Making the rules too rigid

A nonprofit needs enough structure to stay organized, but too much rigidity can make routine administration difficult.

Forgetting to update the document

Outdated bylaws can create confusion and weaken governance. Periodic review is essential.

How Zenind Helps Nonprofit Founders Stay Organized

Forming and maintaining a nonprofit requires more than filing formation documents. Founders also need a reliable system for compliance, governance, and administrative follow-through.

Zenind helps nonprofit founders and small business owners manage formation and ongoing compliance tasks with practical support tools designed to simplify the process. From preparing formation documents to organizing essential records, Zenind makes it easier to stay on top of the details that matter.

For Tennessee nonprofit founders, that means more time spent building the mission and less time worrying about administrative friction.

Final Thoughts

Tennessee nonprofit bylaws are one of the most important governance documents a nonprofit can have. They define authority, establish procedures, and help the organization function with consistency and accountability. Whether you are starting a new charitable organization or updating an existing one, well-drafted bylaws are essential for long-term stability.

If your nonprofit is in the formation stage, make bylaws a priority early in the process. The stronger your internal rules are at the start, the easier it becomes to manage growth, stay compliant, and make sound decisions over time.

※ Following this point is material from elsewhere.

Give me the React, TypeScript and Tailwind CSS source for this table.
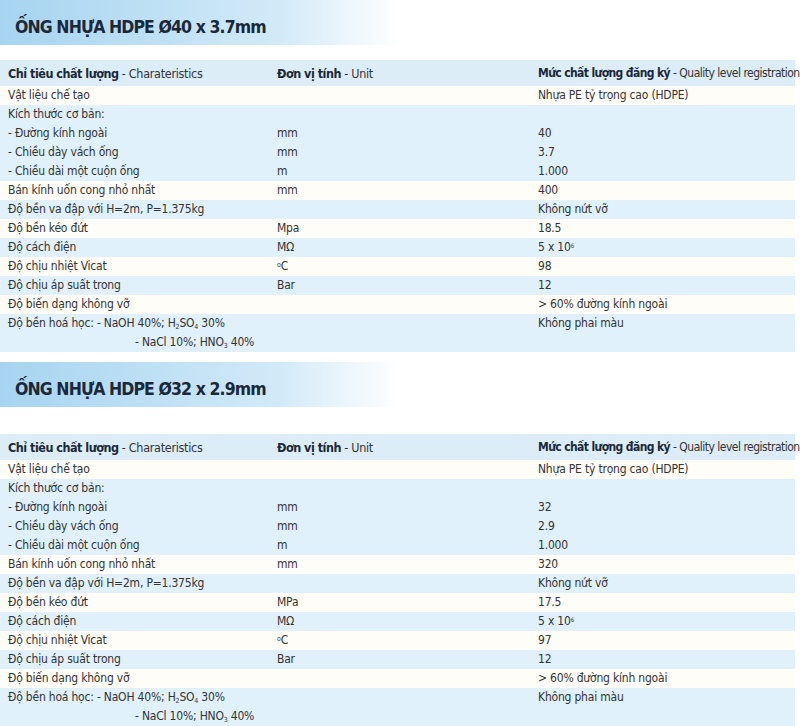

Disclaimer: The content presented in this article is for informational purposes only and is not intended as legal, tax, or professional advice. While every effort has been made to ensure the accuracy and completeness of the information provided, Zenind and its authors accept no responsibility or liability for any errors or omissions. Readers should consult with appropriate legal or professional advisors before making any decisions or taking any actions based on the information contained in this article. Any reliance on the information provided herein is at the reader's own risk.